Vladimir Putin is locked in a high-stakes gamble. Through amassing an invasion force on Ukraine's eastern and northern borders, he appears to believe he is forcing the US to make a decision – either allow Ukraine to fall permanently within Russia's sphere of influence or become embroiled in a proxy war against the Russian military on its own doorstep. Although Mongolia is 5,000 km away from Ukraine, this major crisis nonetheless affects the country's security architecture, which has worked well over the past three decades.
Tactical wisdom dictates that you should strive to seize the initiative. In ground combat, forcing your opponent to react to your movements, instead of the other way around, creates opportunities to secure victory. On the surface, this is what Putin appears to have done on the issue of Ukraine: he is forcing the US to react to his moves.
Except geopolitical strategy is more nuanced. There are too many options available to an opponent to force such a clear cut decision.
In calling out the possibility of Russian action, refusing Putin's demands and arming the Ukrainians, Washington has called the bluff.
In precipitating this crisis, Putin has in fact forced a difficult choice on himself. He can either retreat without achieving any concession from the US, or he can invade Ukraine and embroil Russia in a costly and bloody occupation of another country.
So what next for Russia? Neither of those options will be appealing. But geopolitical strategy is nuanced - perhaps there is a third way out, a method of extracting himself from the crisis without losing face domestically or starting a war.

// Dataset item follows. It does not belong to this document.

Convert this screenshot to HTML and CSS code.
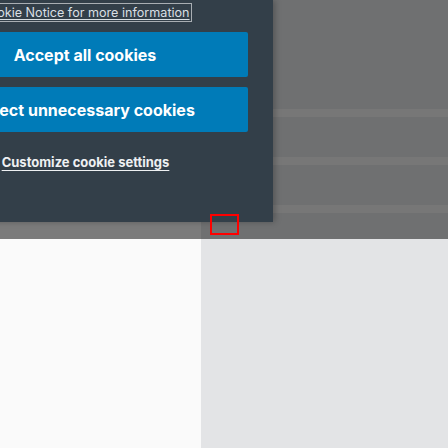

It is impossible to predict the future, of course, but perhaps Russia will extract a relatively minor concession from the US – such as a reduction in the number of pre-positioned American troops in eastern Europe – and advertise it within Russia as a 'major victory'. In effect, this would maintain the status quo, which is the least risky option. Alternatively, Putin could accelerate the existing separatist war in eastern Ukraine, although this is only likely to push Kiev closer to the West.
But it's also possible that Putin has precipitated this crisis for unclear domestic reasons. Perhaps his political position has been weakened and he is looking to create a distraction or reinforce an image of strength. If so, it will be more difficult for him to find a plausible 'third way out' without undermining his own position at the apex of Russian power.
Yet the central question – what next for Russia – extends far beyond Ukraine. It is really a question about Putin himself. At 69, he has perhaps 10-20 years left as Russia's leader. What happens after Putin? How will Russia handle the transition of power? Who is the next leader?
These are questions of incredible importance for Mongolia. Moscow is a major energy supplier, economic partner and historic security guarantor for Ulaanbaatar. If Putin's departure causes major instability in Russia, Mongolia will quickly need to find another security guarantor (probably the US, or even Japan) to safeguard its independence from another strong authoritarian leader in Xi Jinping.
This question may need to be answered sooner than many expect. Instability within Russia could occur even while Putin remains a leader. For example, if Putin miscalculates in the Ukraine crisis, he could weaken his domestic position and cause political unrest amongst other powerful players in Russia. With this in mind, Mongolia's 'Third Neighbour' policy is a good insurance policy and should be maintained and even strengthened.
In this, there are echoes of an even larger question: what next for China? After all, Xi Jinping is only a year younger than Putin and has his own ambitions to reclaim Taiwan. And that is why Putin's gamble in Ukraine is being watched so closely and may have a consequential impact on Mongolia’s future.